Now, decades after their humble beginnings, these space programmes have evolved. India’s view of space as a means to solve real-life problems has expanded considerably over the decades. In addition to contributing immensely to the technological development of the nation, the Indian space programme has ventured well beyond the earth. Over the years, India’s Polar Satellite Launch Vehicle (PSLV), has gained a global reputation as a reliable and cost-effective launch platform. It has carried out several complex missions too: it launched space probes headed towards the Moon and Mars, and in 2017, in a single launch, it placed 104 satellites into low-earth orbits with remarkable precision. The recent successful maiden flight of the Geosynchronous Satellite Launch Vehicle Mk-III is expected to enable India to launch heavier payloads to low-earth and geosynchronous orbits.

China has significantly expanded its space programme beyond its military applications. With a list of noteworthy achievements, it is the undisputed leader among the Asian space-faring nations. It has built a Space Lab in the low-earth orbit and recently demonstrated its ability to carry out cargo supply missions to the lab. It landed a rover on the Moon in 2013 and is attempting to put a lander on the far side of the moon. If successful, China would be the first country to accomplish the feat. It is the third country, after the US and Russia, to have the capability to send humans to space. However, quite alarmingly, China’s military and civilian space programmes continue to remain tightly coupled – a fact which calls for strong cooperation among other space-faring nations in the Asian region.
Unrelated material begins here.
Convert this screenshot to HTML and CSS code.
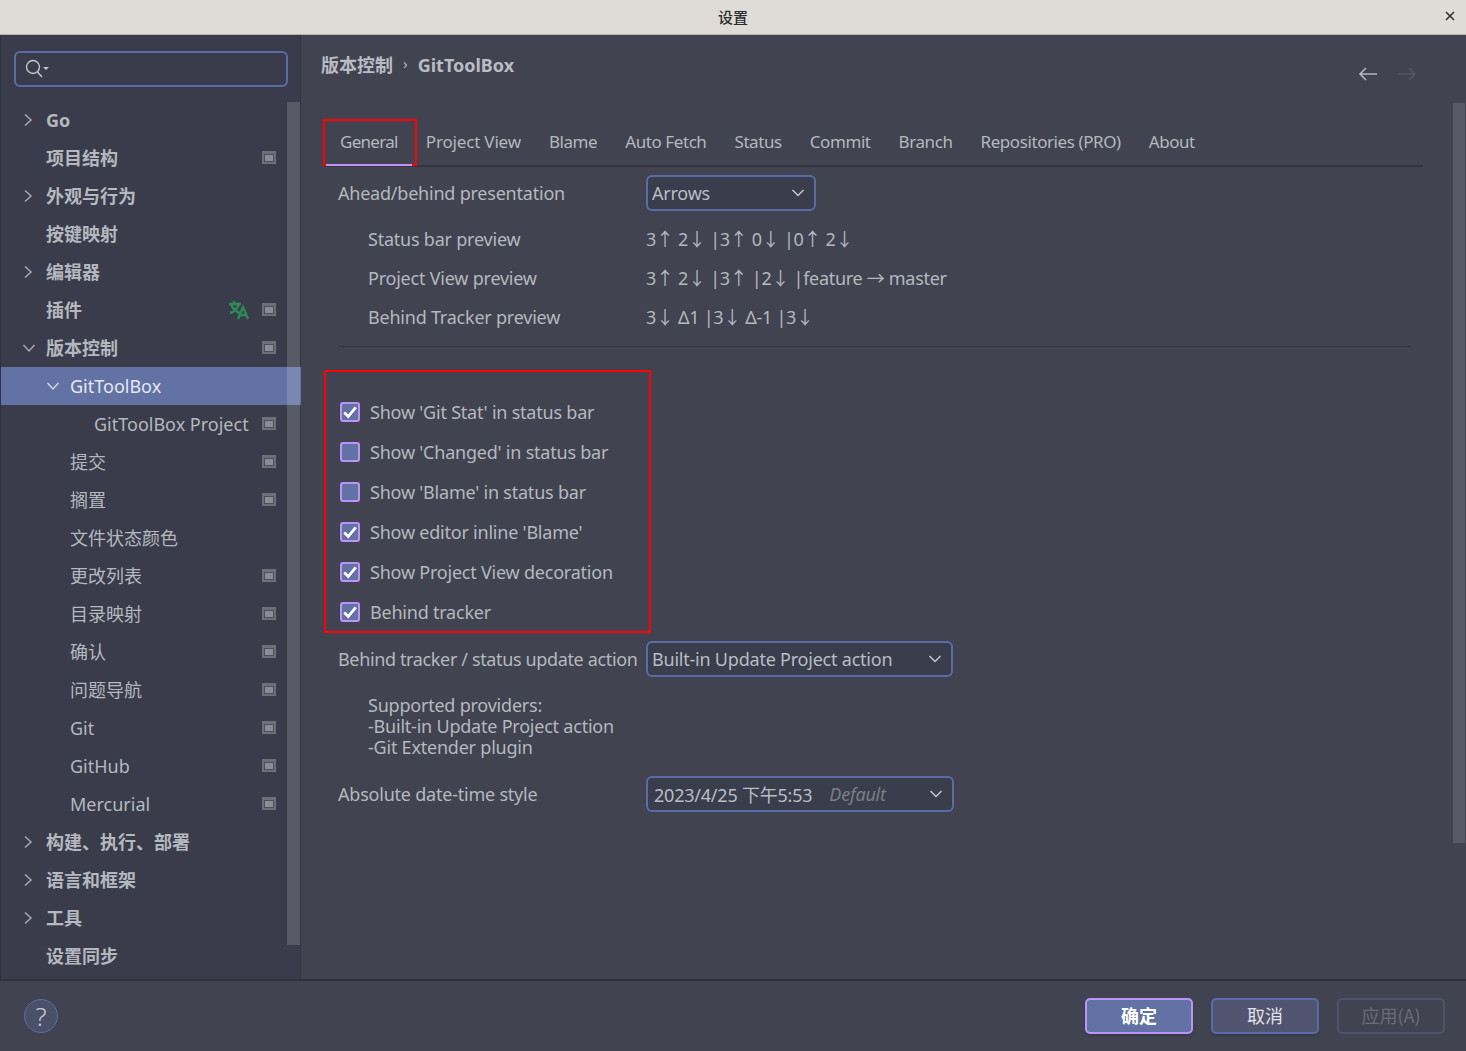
FILE: index.html
```html
<!doctype html>
<html>
    <head>
        <meta charset="utf-8">
        <title>设置</title>
        <link rel="stylesheet" href="styles.css">
    </head>
    <body>
        <header class="titlebar">
            <span class="title">设置</span>
            <svg class="close" width="10" height="10" viewBox="0 0 10 10"><path d="M1 1 9 9M9 1 1 9"/></svg>
        </header>
        <div class="main">
            <aside class="sidebar">
                <div class="search">
                    <svg width="26" height="22" viewBox="0 0 26 22"><circle cx="9" cy="9" r="6.5"/><path d="M13.5 14 18 19"/><path class="fill" d="M19 9h6l-3 3z"/></svg>
                </div>
                <nav class="tree">
                    <div class="row top"><svg class="chev" width="10" height="14" viewBox="0 0 10 14"><path d="M2 1.5 8 7l-6 5.5"/></svg><span class="latin">Go</span></div>
                    <div class="row top"><span>项目结构</span><i class="mod"></i></div>
                    <div class="row top"><svg class="chev" width="10" height="14" viewBox="0 0 10 14"><path d="M2 1.5 8 7l-6 5.5"/></svg><span>外观与行为</span></div>
                    <div class="row top"><span>按键映射</span></div>
                    <div class="row top"><svg class="chev" width="10" height="14" viewBox="0 0 10 14"><path d="M2 1.5 8 7l-6 5.5"/></svg><span>编辑器</span></div>
                    <div class="row top"><span>插件</span>
                        <svg class="lang" width="22" height="20" viewBox="0 0 22 20"><path d="M1 4h12M6 1v3M3 4c1 4 5 8 9 9M11 4c-1 4-5 8-9 9M10 19l5-12 5 12M12 15h6"/></svg>
                        <i class="mod"></i></div>
                    <div class="row top"><svg class="chev" width="14" height="10" viewBox="0 0 14 10"><path d="M1.5 2 7 8l5.5-6"/></svg><span>版本控制</span><i class="mod"></i></div>
                    <div class="row lvl1 selected"><svg class="chev" width="14" height="10" viewBox="0 0 14 10"><path d="M1.5 2 7 8l5.5-6"/></svg><span class="latin">GitToolBox</span></div>
                    <div class="row lvl2"><span class="latin">GitToolBox Project</span><i class="mod"></i></div>
                    <div class="row lvl1"><span>提交</span><i class="mod"></i></div>
                    <div class="row lvl1"><span>搁置</span><i class="mod"></i></div>
                    <div class="row lvl1"><span>文件状态颜色</span></div>
                    <div class="row lvl1"><span>更改列表</span><i class="mod"></i></div>
                    <div class="row lvl1"><span>目录映射</span><i class="mod"></i></div>
                    <div class="row lvl1"><span>确认</span><i class="mod"></i></div>
                    <div class="row lvl1"><span>问题导航</span><i class="mod"></i></div>
                    <div class="row lvl1"><span class="latin">Git</span><i class="mod"></i></div>
                    <div class="row lvl1"><span class="latin">GitHub</span><i class="mod"></i></div>
                    <div class="row lvl1"><span class="latin">Mercurial</span><i class="mod"></i></div>
                    <div class="row top"><svg class="chev" width="10" height="14" viewBox="0 0 10 14"><path d="M2 1.5 8 7l-6 5.5"/></svg><span>构建、执行、部署</span></div>
                    <div class="row top"><svg class="chev" width="10" height="14" viewBox="0 0 10 14"><path d="M2 1.5 8 7l-6 5.5"/></svg><span>语言和框架</span></div>
                    <div class="row top"><svg class="chev" width="10" height="14" viewBox="0 0 10 14"><path d="M2 1.5 8 7l-6 5.5"/></svg><span>工具</span></div>
                    <div class="row top"><span>设置同步</span></div>
                </nav>
                <div class="sidebar-scroll"></div>
            </aside>
            <section class="content">
                <div class="crumbs">
                    <span class="crumb">版本控制</span>
                    <span class="sep">›</span>
                    <span class="crumb latin">GitToolBox</span>
                    <div class="history">
                        <svg width="20" height="14" viewBox="0 0 20 14"><path d="M19 7H2M8 1 2 7l6 6"/></svg>
                        <svg class="off" width="20" height="14" viewBox="0 0 20 14"><path d="M1 7h17M12 1l6 6-6 6"/></svg>
                    </div>
                </div>
                <div class="tabs">
                    <span class="tab active">General</span>
                    <span class="tab">Project View</span>
                    <span class="tab">Blame</span>
                    <span class="tab">Auto Fetch</span>
                    <span class="tab">Status</span>
                    <span class="tab">Commit</span>
                    <span class="tab">Branch</span>
                    <span class="tab">Repositories (PRO)</span>
                    <span class="tab">About</span>
                </div>
                <div class="form">
                    <div class="field first">
                        <label class="field-label">Ahead/behind presentation</label>
                        <div class="combo arrows"><span>Arrows</span><svg width="14" height="8" viewBox="0 0 14 8"><path d="M1.5 1 7 6.5 12.5 1"/></svg></div>
                    </div>
                    <div class="preview"><span class="preview-label">Status bar preview</span><span class="value">3↑ 2↓ |3↑ 0↓ |0↑ 2↓</span></div>
                    <div class="preview"><span class="preview-label">Project View preview</span><span class="value">3↑ 2↓ |3↑ |2↓ |feature → master</span></div>
                    <div class="preview"><span class="preview-label">Behind Tracker preview</span><span class="value">3↓ Δ1 |3↓ Δ-1 |3↓</span></div>
                    <hr class="rule">
                    <div class="checks">
                        <div class="check on"><i class="box"><svg width="16" height="14" viewBox="0 0 14 12"><path d="M2 6.5 5.5 10 12 2"/></svg></i><span>Show 'Git Stat' in status bar</span></div>
                        <div class="check"><i class="box"></i><span>Show 'Changed' in status bar</span></div>
                        <div class="check"><i class="box"></i><span>Show 'Blame' in status bar</span></div>
                        <div class="check on"><i class="box"><svg width="16" height="14" viewBox="0 0 14 12"><path d="M2 6.5 5.5 10 12 2"/></svg></i><span>Show editor inline 'Blame'</span></div>
                        <div class="check on"><i class="box"><svg width="16" height="14" viewBox="0 0 14 12"><path d="M2 6.5 5.5 10 12 2"/></svg></i><span>Show Project View decoration</span></div>
                        <div class="check on"><i class="box"><svg width="16" height="14" viewBox="0 0 14 12"><path d="M2 6.5 5.5 10 12 2"/></svg></i><span>Behind tracker</span></div>
                    </div>
                    <div class="field action">
                        <label class="field-label">Behind tracker / status update action</label>
                        <div class="combo provider"><span>Built-in Update Project action</span><svg width="14" height="8" viewBox="0 0 14 8"><path d="M1.5 1 7 6.5 12.5 1"/></svg></div>
                    </div>
                    <div class="providers">Supported providers:<br>-Built-in Update Project action<br>-Git Extender plugin</div>
                    <div class="field datetime">
                        <label class="field-label">Absolute date-time style</label>
                        <div class="combo date"><span>2023/4/25 下午5:53</span><em>Default</em><svg width="14" height="8" viewBox="0 0 14 8"><path d="M1.5 1 7 6.5 12.5 1"/></svg></div>
                    </div>
                </div>
                <div class="content-scroll"></div>
            </section>
        </div>
        <footer class="footer">
            <span class="help">?</span>
            <div class="buttons">
                <button class="btn primary">确定</button>
                <button class="btn">取消</button>
                <button class="btn disabled">应用(A)</button>
            </div>
        </footer>
    </body>
</html>
```

FILE: styles.css
```css
html,
body {
    margin: 0;
    height: 1051px;
    overflow: hidden;
}

body {
    display: flex;
    flex-direction: column;
    background: #414350;
    color: #b4b8bf;
    font-family: "Noto Sans", "Noto Sans CJK SC", sans-serif;
    font-size: 18px;
}

.titlebar {
    height: 34px;
    flex: none;
    display: flex;
    align-items: center;
    justify-content: center;
    position: relative;
    background: #dfdcd8;
    border-bottom: 1px solid #b8b3aa;
    color: #2c2c2c;
    font-family: "Noto Sans CJK SC", sans-serif;
    font-size: 15px;
    font-weight: 500;
}

.title {
    margin-bottom: 1px;
}

.close {
    position: absolute;
    right: 11px;
    top: 11px;
}

.close path {
    fill: none;
    stroke: #2c2c2c;
    stroke-width: 1.5;
}

.main {
    flex: none;
    height: 944px;
    display: flex;
}

.sidebar {
    width: 301px;
    flex: none;
    position: relative;
    background: #3a3c4b;
    border-right: 1px solid #333542;
    border-left: 1px solid #2f313d;
    box-sizing: border-box;
}

.search {
    margin: 16px 13px 0 13px;
    height: 36px;
    width: 274px;
    box-sizing: border-box;
    border: 2px solid #5a6ca5;
    border-radius: 6px;
    display: flex;
    align-items: center;
    padding-left: 8px;
}

.search svg {
    fill: none;
    stroke: #c4c7cd;
    stroke-width: 1.4;
}

.search .fill {
    fill: #c4c7cd;
    stroke: none;
}

.tree {
    margin-top: 14px;
    font-family: "Noto Sans CJK SC", sans-serif;
}

.latin {
    font-family: "Noto Sans", sans-serif;
}

.row {
    height: 38px;
    display: flex;
    align-items: center;
    position: relative;
    padding-right: 25px;
    margin-right: -1px;
}

.row > span:not(.latin) {
    line-height: 26px;
    margin-bottom: 2px;
}

.row.top {
    padding-left: 45px;
    font-weight: 700;
}

.row.lvl1 {
    padding-left: 69px;
}

.row.lvl2 {
    padding-left: 93px;
}

.row.selected {
    background: #6272a4;
    color: #e6e8ee;
}

.chev {
    position: absolute;
    fill: none;
    stroke: #a6a9b2;
    stroke-width: 1.5;
}

.row.top .chev {
    left: 22px;
}

.row.top .chev[width="14"] {
    left: 21px;
}

.row.lvl1 .chev {
    left: 45px;
    stroke: #d4d6de;
}

.mod {
    margin-left: auto;
    margin-bottom: 2px;
    width: 14px;
    height: 13px;
    box-sizing: border-box;
    border: 2px solid #6d7079;
    border-top-width: 3px;
    background: #8a8d96;
    box-shadow: inset 0 0 0 1px #4c4e5a;
}

.lang {
    margin-left: auto;
    margin-right: 12px;
    fill: none;
    stroke: #2e8b57;
    stroke-width: 2.4;
}

.lang + .mod {
    margin-left: 0;
}

.sidebar-scroll {
    position: absolute;
    left: 286px;
    top: 67px;
    width: 13px;
    height: 843px;
    background: rgba(255, 255, 255, 0.15);
}

.content {
    flex: 1;
    position: relative;
    padding: 0 43px 0 22px;
}

.crumbs {
    height: 85px;
    box-sizing: border-box;
    padding: 16px 0 0 0;
    margin-left: -2px;
    display: flex;
    align-items: baseline;
    position: relative;
    gap: 10px;
}

.crumb {
    font-weight: 700;
    color: #b9bcc4;
}

.sep {
    align-self: flex-start;
    font-size: 15px;
    line-height: 25px;
}

.history {
    position: absolute;
    left: 1037px;
    top: 32px;
    display: flex;
    gap: 19px;
}

.history svg {
    fill: none;
    stroke: #b4b8bf;
    stroke-width: 1.5;
}

.history .off {
    stroke: #55575f;
}

.tabs {
    height: 45px;
    box-sizing: content-box;
    display: flex;
    align-items: center;
    gap: 28px;
    padding-left: 16px;
    border-bottom: 2px solid #33343f;
    margin-left: 1px;
    position: relative;
    font-size: 17px;
    letter-spacing: -0.42px;
}

.tab {
    margin-bottom: 3px;
}

.tab:nth-child(2) {
    letter-spacing: -0.17px;
}

.tab.active {
    position: relative;
    letter-spacing: -0.7px;
}

.tab.active::before {
    content: "";
    position: absolute;
    left: -17px;
    right: -19px;
    top: -11px;
    height: 43px;
    border: 2px solid #ff0000;
}

.tab.active::after {
    content: "";
    position: absolute;
    left: -14px;
    right: -14px;
    top: 34px;
    height: 2px;
    background: #bd93f9;
}

.form {
    padding-left: 15px;
    width: 1073px;
    letter-spacing: -0.22px;
}

.field {
    display: flex;
    align-items: center;
    height: 36px;
}

.field.first {
    margin-top: 8px;
    margin-bottom: 8px;
}

.field-label {
    width: 308px;
    flex: none;
    white-space: nowrap;
}

.action .field-label {
    letter-spacing: -0.36px;
}

.combo {
    height: 36px;
    box-sizing: border-box;
    background: #3a3d4c;
    border: 2px solid #5a6ca5;
    border-radius: 6px;
    display: flex;
    align-items: center;
    padding: 0 9px 0 4px;
    color: #b9bcc4;
    white-space: nowrap;
}

.combo svg {
    margin-left: auto;
    fill: none;
    stroke: #c4c7cd;
    stroke-width: 1.5;
}

.combo.arrows {
    width: 170px;
}

.combo.provider {
    width: 307px;
}

.combo.date {
    width: 308px;
    padding-left: 6px;
}

.combo em {
    color: #7b7d84;
    margin-left: 17px;
}

.preview {
    display: flex;
    height: 39px;
    align-items: center;
    padding-left: 30px;
}

.preview-label {
    width: 278px;
    flex: none;
}

.value {
    letter-spacing: -0.3px;
    margin-bottom: 2px;
}

.rule {
    margin: 10px 0 0;
    border: 0;
    height: 1px;
    background: #33343f;
}

.checks {
    margin: 23px 0 8px -14px;
    width: 323px;
    height: 259px;
    box-sizing: content-box;
    border: 2px solid #ff0000;
}

.check {
    height: 40px;
    display: flex;
    align-items: center;
    gap: 10px;
    padding-left: 14px;
}

.check:first-child {
    margin-top: 20px;
}

.box {
    width: 20px;
    height: 20px;
    box-sizing: border-box;
    background: #6272a4;
    border: 2px solid #bd93f9;
    border-radius: 3px;
    display: flex;
    align-items: center;
    justify-content: center;
}

.box svg {
    fill: none;
    stroke: #ffffff;
    stroke-width: 2.4;
}

.providers {
    padding: 18px 0 0 30px;
    line-height: 21px;
}

.field.datetime {
    margin-top: 18px;
}

.content-scroll {
    position: absolute;
    left: 1152px;
    top: 68px;
    width: 12px;
    height: 740px;
    background: #585a66;
}

.footer {
    flex: 1;
    display: flex;
    align-items: center;
    justify-content: space-between;
    border-top: 2px solid #2f313d;
    padding: 0 21px 0 24px;
}

.help {
    width: 32px;
    height: 32px;
    border-radius: 50%;
    border: 1px solid #5a6ca5;
    background: #4a5068;
    display: flex;
    align-items: center;
    justify-content: center;
    color: #c4c7cd;
    font-size: 26px;
    font-weight: 300;
}

.buttons {
    display: flex;
    gap: 18px;
}

.btn {
    width: 108px;
    height: 36px;
    box-sizing: border-box;
    border: 2px solid #5a6ca5;
    border-radius: 5px;
    background: #50546e;
    color: #e0e2e8;
    font-family: "Noto Sans CJK SC", sans-serif;
    font-size: 18px;
    padding: 0 0 2px;
    box-shadow: 0 2px 2px #383a46;
}

.btn.primary {
    background: #6272a4;
    border-color: #bd93f9;
    color: #ffffff;
    font-weight: 700;
}

.btn.disabled {
    background: transparent;
    border-color: #4e5268;
    color: #6b6d75;
    box-shadow: none;
}
```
Japan started off its space program with the sole objective of developing cutting-edge technology. In contrast to India’s space programme, it didn’t matter whether such technologies were useful to the society or not. Such a technology-centric approach has helped Japan developed significant capabilities in building satellites and launch vehicles. It also participates in the International Space Station programme and has even carried out successful cargo missions to the Station.

More recently, Japan’s space programme has evolved from a technology-driven exercise to one that provides socio-economic benefits as well. This has provided a common ground to explore for Japanese and Indian space programmes – a fact reflected in the close cooperation between the Indian Space Research Organisation and the Japan Aerospace Exploration Agency in the areas of earth observation and disaster prevention in the region. In addition, Japan and India’s historical approaches to the space sector complement each other and provide opportunities for bilateral cooperation to help both countries reach their scientific and strategic goals. A multilateral partnership among India, Japan, and Israel, based on their complementary strengths, would be effective in counterbalancing China’s rise as as a space power.

There are already some efforts in that direction. Under the framework of Asia-Pacific Regional Space Agency Forum (an initiative driven by Japan), India and Japan have joined hands in disaster prevention efforts. At a regional level, India launched a satellite for the member nations of South Asian Association for Regional Cooperation (SAARC).  The satellite has the potential to enhance communication and weather forecasting in the immediate vicinity of India. India is also about to build a ground station in Vietnam – a move that would enable Vietnam to use Indian remote sensing data, while serving India’s strategic interests in the region.

A recent phenomenon in the space sector is the entry of private players into each and every realm of activity. Not surprisingly, Asia is not left behind. Among the five teams that have reached the final stage of the Google Lunar XPrize, three are from Asia. Among them, the rovers built by the Indian and Japanese teams are carried by an Indian rocket, while the Israeli spacecraft is launched by an American rocket.  With frequent launches at lower costs, China’s commercial launch service providers are well placed to reduce the cost of access to space and make it affordable to a greater number of players.

Building on India’s tradition of using space for addressing real-life problems is an Indian startup that dreams to beam high bandwidth internet from Space. The company plans to have a constellation of 150 High Throughput Satellites in the low-earth orbit that take turns to provide internet even to the sparsely rural areas. The company is focussed on the developing world – part of the world from which the next billion internet users are going to come. If successful, this could well be the beginning of a transformation – a transformation made possible by space technology developed in Asia.